Roy Hamilton

Personal information
- Born: July 20, 1957 (age 69) Los Angeles, California, U.S.
- Listed height: 6 ft 2 in (1.88 m)
- Listed weight: 180 lb (82 kg)

Career information
- High school: Verbum Dei (Los Angeles, California)
- College: UCLA (1975–1979)
- NBA draft: 1979: 1st round, 10th overall pick
- Drafted by: Detroit Pistons
- Position: Point guard
- Number: 24, 23

Career history
- 1979–1980: Detroit Pistons
- 1980: Portland Trail Blazers

Career highlights
- Third-team All-American – AP (1979); 2× First-team All-Pac-10 (1978, 1979); Second-team All-Pac-8 (1977); First-team Parade All-American (1975);
- Stats at NBA.com
- Stats at Basketball Reference

= Roy Hamilton (basketball) =

American basketball player (born 1957)

Roy Lee Hamilton (born July 20, 1957) is an American former professional basketball player who played in the National Basketball Association (NBA) who is currently a coordinating producer for Fox Sports Net.
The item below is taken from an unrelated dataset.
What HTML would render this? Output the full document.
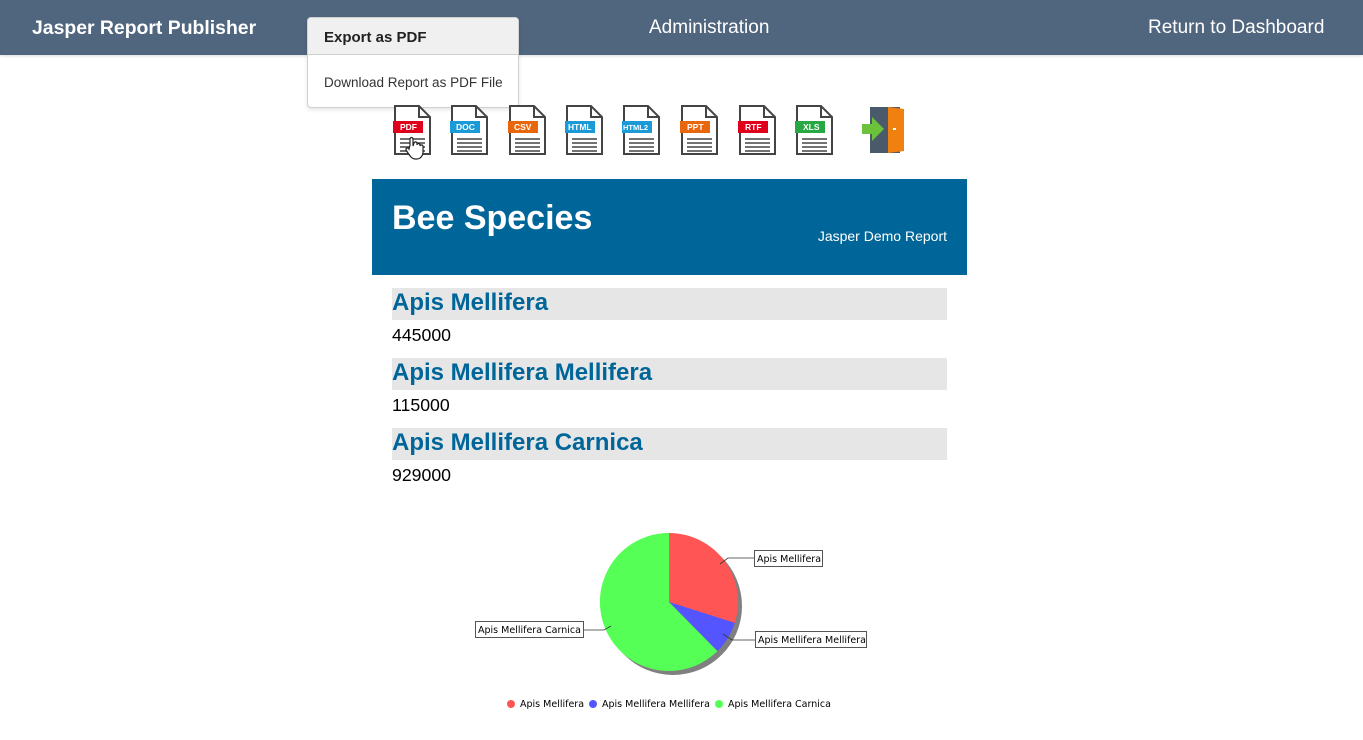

He played college basketball for the UCLA Bruins from 1975 to 1979. He was selected in the first round as the 10th overall pick in the 1979 NBA draft by the Detroit Pistons. He played one season with the Pistons and another with the Portland Trail Blazers. He briefly played in the Continental Basketball Association before pursuing another dream of working on sports television. He thought the odds of his return to the NBA were slim after having already been cut, and did not want to become "bitter and disappointed".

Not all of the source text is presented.